Quizá la idea más sugestiva de lo que es el derecho la haya dado un poeta, Dante Alighieri. Sintomático que dicho aporte provenga de un hombre de letras antes que de un jurista u hombre de leyes. Pero no por ello estamos ante un acontecimiento extraño. Todo lo contrario, aún en tiempos del autor de la Divina comedia lo legal no tenía por qué ser era ajeno a este tipo de personajes.
Veamos, a decir de nuestro personaje: «El derecho es una proporción real y personal de hombre a hombre, que cuando es mantenida por éstos, mantiene a la sociedad, y cuando se corrompe, la corrompe. La descripción que contienen los Digestos no dice lo que es el derecho, sino que lo describe por la manera de aplicarlo.». (sic)
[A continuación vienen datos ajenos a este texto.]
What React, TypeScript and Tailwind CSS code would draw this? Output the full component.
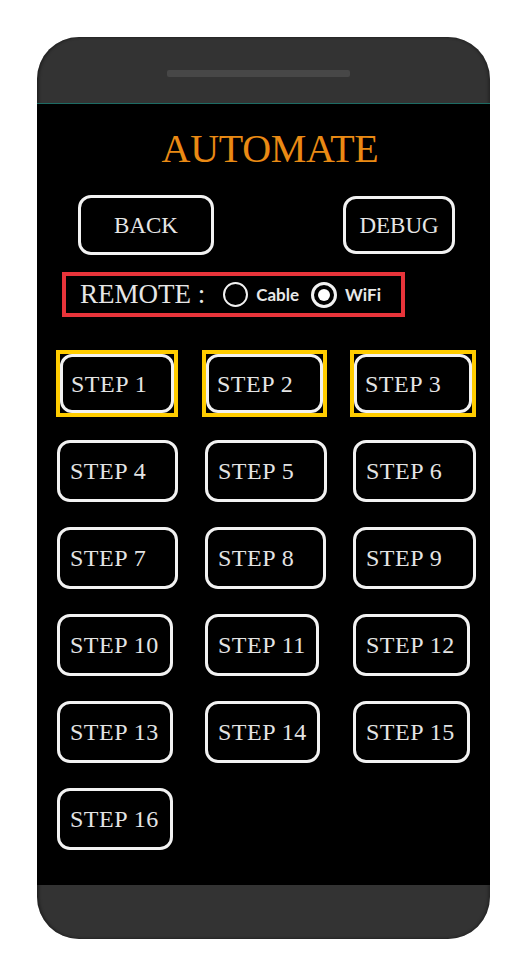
import React from "react";

const serif = { fontFamily: '"Liberation Serif", "Times New Roman", serif' } as React.CSSProperties;
const hand = { fontFamily: '"Comic Sans MS", Lato, sans-serif' } as React.CSSProperties;

function StepBtn({ label, w, h = 62 }: { label: string; w: number; h?: number }) {
  return (
    <div
      className="box-border flex items-center rounded-[13px] border-[3px] border-[#f2f2f2] bg-black pl-[10px] text-[24px] leading-none tracking-[0.5px] text-[#e4e4e4]"
      style={{ ...serif, width: w, height: h }}
    >
      {label}
    </div>
  );
}

function YellowStep({ label, w }: { label: string; w: number }) {
  return (
    <div
      className="box-border h-[67px] border-[4px] border-[#ffcc00] bg-black"
      style={{ width: w }}
    >
      <div
        className="box-border flex h-full w-full items-center rounded-[12px] border-[3px] border-[#f2f2f2] bg-black pl-[8px] text-[24px] leading-none tracking-[0.5px] text-[#e4e4e4]"
        style={serif}
      >
        {label}
      </div>
    </div>
  );
}

const rows: { label: string; w: number }[][] = [
  [
    { label: "STEP 4", w: 121 },
    { label: "STEP 5", w: 122 },
    { label: "STEP 6", w: 123 },
  ],
  [
    { label: "STEP 7", w: 121 },
    { label: "STEP 8", w: 121 },
    { label: "STEP 9", w: 123 },
  ],
  [
    { label: "STEP 10", w: 116 },
    { label: "STEP 11", w: 114 },
    { label: "STEP 12", w: 117 },
  ],
  [
    { label: "STEP 13", w: 116 },
    { label: "STEP 14", w: 115 },
    { label: "STEP 15", w: 117 },
  ],
  [{ label: "STEP 16", w: 116 }],
];

export default function App() {
  return (
    <div className="min-h-[968px] w-[520px] bg-white pl-[37px] pt-[37px]">
      <div className="flex h-[902px] w-[453px] flex-col overflow-hidden rounded-[42px] bg-[#333333] shadow-[inset_2px_0_3px_rgba(0,0,0,0.35),inset_-2px_0_3px_rgba(0,0,0,0.25)]">
        {/* top bezel */}
        <div className="h-[66px] shrink-0 pl-[130px] pt-[33px]">
          <div className="h-[7px] w-[183px] rounded-[2px] bg-[#474747]" />
        </div>
        <div className="h-[1px] shrink-0 bg-[#1d6b63]" />
        {/* screen */}
        <div className="flex h-[781px] shrink-0 flex-col bg-black">
          <div
            className="mt-[25px] h-[40px] pl-[13px] text-center text-[40px] leading-[40px] tracking-[-0.3px] text-[#ea8a14]"
            style={serif}
          >
            AUTOMATE
          </div>

          <div className="mt-[26px] flex h-[60px] items-center pl-[41px] pr-[35px]">
            <div
              className="box-border flex h-[60px] w-[136px] items-center justify-center rounded-[13px] border-[3px] border-[#f2f2f2] text-[23px] leading-none text-[#e6e6e6]"
              style={serif}
            >
              BACK
            </div>
            <div
              className="ml-auto box-border flex h-[58px] w-[112px] items-center justify-center rounded-[13px] border-[3px] border-[#f2f2f2] text-[23px] leading-none text-[#e6e6e6]"
              style={serif}
            >
              DEBUG
            </div>
          </div>

          <div className="ml-[25px] mt-[17px] box-border flex h-[45px] w-[343px] items-center border-[4px] border-[#e8343a] pl-[14px]">
            <span className="text-[27px] leading-none text-[#e6e6e6]" style={serif}>
              REMOTE :
            </span>
            <div className="ml-[18px] box-border h-[25px] w-[25px] shrink-0 rounded-full border-[2.5px] border-[#f2f2f2]" />
            <span className="ml-[8px] text-[17px] font-bold leading-none text-[#e8e8e8]" style={hand}>
              Cable
            </span>
            <div className="ml-[12px] box-border flex h-[26px] w-[26px] shrink-0 items-center justify-center rounded-full border-[3px] border-[#f2f2f2]">
              <div className="h-[12px] w-[12px] rounded-full bg-white" />
            </div>
            <span className="ml-[8px] text-[17px] font-bold leading-none text-[#e8e8e8]" style={hand}>
              WiFi
            </span>
          </div>

          <div className="mt-[33px] flex flex-col">
            <div className="grid grid-cols-[147px_148px_auto] pl-[19px]">
              <YellowStep label="STEP 1" w={122} />
              <div className="-ml-[1px]">
                <YellowStep label="STEP 2" w={125} />
              </div>
              <div className="-ml-[1px]">
                <YellowStep label="STEP 3" w={126} />
              </div>
            </div>
            <div className="mt-[23px] flex flex-col gap-[25px]">
              {rows.map((row, i) => (
                <div key={i} className="grid grid-cols-[148px_148px_auto] pl-[20px]">
                  {row.map((s) => (
                    <StepBtn key={s.label} label={s.label} w={s.w} />
                  ))}
                </div>
              ))}
            </div>
          </div>
        </div>
        {/* bottom bezel */}
        <div className="flex-1" />
      </div>
    </div>
  );
}
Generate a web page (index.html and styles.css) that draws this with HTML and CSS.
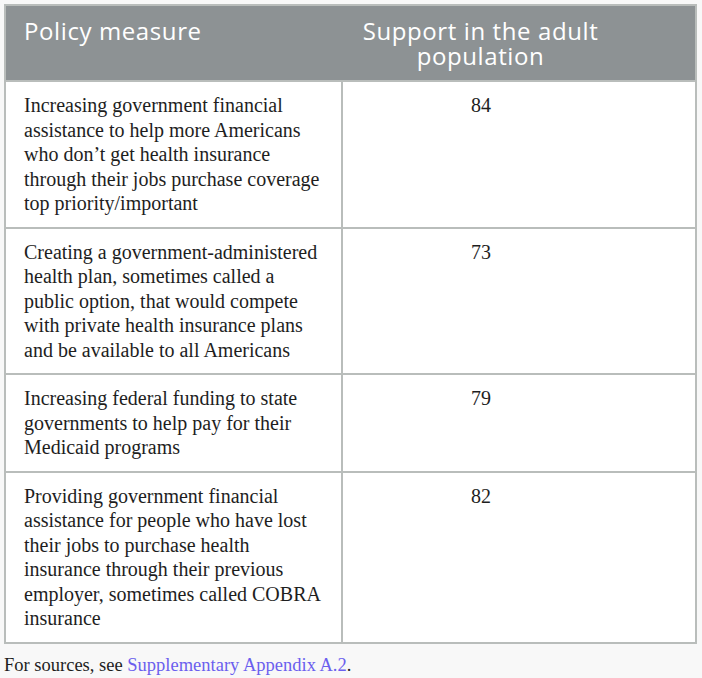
FILE: index.html
```html
<!DOCTYPE html>
<html lang="en">

<head>
    <meta charset="UTF-8">
    <meta name="viewport" content="width=device-width, initial-scale=1.0">
    <title>Policy measures</title>
    <link rel="stylesheet" href="styles.css">
</head>

<body>
    <div class="wrap">
        <table class="policy-table">
            <thead>
                <tr>
                    <th class="col-measure">Policy measure</th>
                    <th class="col-support">Support in the adult population</th>
                </tr>
            </thead>
            <tbody>
                <tr>
                    <td class="col-measure">Increasing government financial assistance to help more Americans who don’t get health insurance through their jobs purchase coverage top priority/important</td>
                    <td class="col-support">84</td>
                </tr>
                <tr>
                    <td class="col-measure">Creating a government-administered health plan, sometimes called a public option, that would compete with private health insurance plans and be available to all Americans</td>
                    <td class="col-support">73</td>
                </tr>
                <tr>
                    <td class="col-measure">Increasing federal funding to state governments to help pay for their Medicaid programs</td>
                    <td class="col-support">79</td>
                </tr>
                <tr>
                    <td class="col-measure">Providing government financial assistance for people who have lost their jobs to purchase health insurance through their previous employer, sometimes called COBRA insurance</td>
                    <td class="col-support">82</td>
                </tr>
            </tbody>
        </table>
        <p class="note">For sources, see <a href="#">Supplementary Appendix A.2</a>.</p>
    </div>
</body>

</html>
```

FILE: styles.css
```css
:root {
    --head: #8d9294;
    --line: #b9bdbb;
    --text: #1e1e1e;
    --link: #6b5fee;
}

* {
    margin: 0;
    padding: 0;
    box-sizing: border-box;
}

body {
    background: #f8f8f8;
    color: var(--text);
    font-family: 'Liberation Serif', serif;
}

.wrap {
    padding: 4px 5px 0 4px;
}

.policy-table {
    width: 693px;
    border-collapse: collapse;
    background: #fff;
    border: 2px solid var(--line);
}

.policy-table th {
    background: var(--head);
    color: #fff;
    font-family: 'Open Sans', sans-serif;
    font-weight: 400;
    font-size: 24px;
    letter-spacing: 0.6px;
    line-height: 25px;
    height: 76px;
    vertical-align: top;
    padding: 12px 16px 0 18px;
    border-bottom: 2px solid var(--line);
    text-align: left;
}

.policy-table th.col-support {
    text-align: center;
    padding: 12px 84px 0 8px;
}

.policy-table td {
    font-size: 20px;
    line-height: 24.5px;
    vertical-align: top;
    padding: 11px 16px 11px 18px;
    border: 2px solid var(--line);
}

.col-measure {
    width: 337px;
}

.policy-table td.col-support {
    text-align: center;
    padding: 11px 98px 11px 22px;
}

.note {
    font-size: 18.5px;
    line-height: 24px;
    padding: 9px 0 0 0;
}

.note a {
    color: var(--link);
    text-decoration: none;
}
```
Abiertamente, la traza comunicacional domina el texto inserto en su breve libro De la monarquía. Como un orgulloso ciudadano de una república (su amada Florencia), su delineación del derecho (antes que una definición) no peca de autista, sino que responde al orden de una urbanidad que se hace fuerte gracias a esa dinámica. Una visión del derecho propiamente horizontal, que no renuncia a lo fáctico, que se adscribe plenamente a lo humano.
Desde ese parecer, el bien común (tan caro al medioevo) no tiene nada de pétreo ni de abstracto. Imposible si lo medimos desde la lógica de una ciudad forjada desde el imperio de lo mercantil, como era el uso de las ciudades ciudades-estado del norte de Italia. Así pues, estamos ante un bien común que sólo puede ser calibrado desde la confluencia de humanos (muy humanos) intereses particulares. Unos intereses que no tienen más parámetro que su mera comunicación, su concurrencia en el mercado. Por ello, todo aquel que persigue el bien de la República igualmente perseguirá el fin del derecho.
Adelantándose más de cinco siglos a Rudolf von Jhering, Dante no hace más que remitirse a los viejos textos romanos. Puntualmente, sobre el tema cita a Cicerón y a Séneca. Y lo hace de manera indubitable, como para que coincida su mundo como la de la patria de los autores invocados: «(…) el pueblo Romano, al someter al mundo, persiguió el bien público.»
La escuela del derecho natural hará suyo este discurrir, cuando en verdad era un discurrir que corría por cuenta propia. Ello fue lo que dio vida a la globalizada Roma, una urbe de que las ciudades-estado italianas se sintieron herederas. Desde ese recuerdo, hicieron suyo el Mar Mediterráneo. Un escenario que como antaño nuevamente permitirá un tipo de legalidad que desconoce de legislatura alguna, ni cámara ni asamblea, ni sabio ni magnate que la establezcan.
Desde ese parecer, no hay derecho superior al que poseen los ciudadanos. Por lo mismo, no se entiende mejor sociabilidad que la que establecen los propios portadores de libertades patrimoniales. En esa medida, qué extraño resulta cuando se hace referencia a derechos fuera de ese soporte. Y más extraño aun cuando se duda de la honestidad de quien invoca intereses particulares antes que anodinos derechos que sólo la moderna sofística jurídica se entiende apta para desentrañarlos. Curiosamente aquellos anodinos derechos son producto del poder político. Caso contrario de los derechos patrimoniales, que nacen de la pura comunicación de los hombres frente a sus semejantes.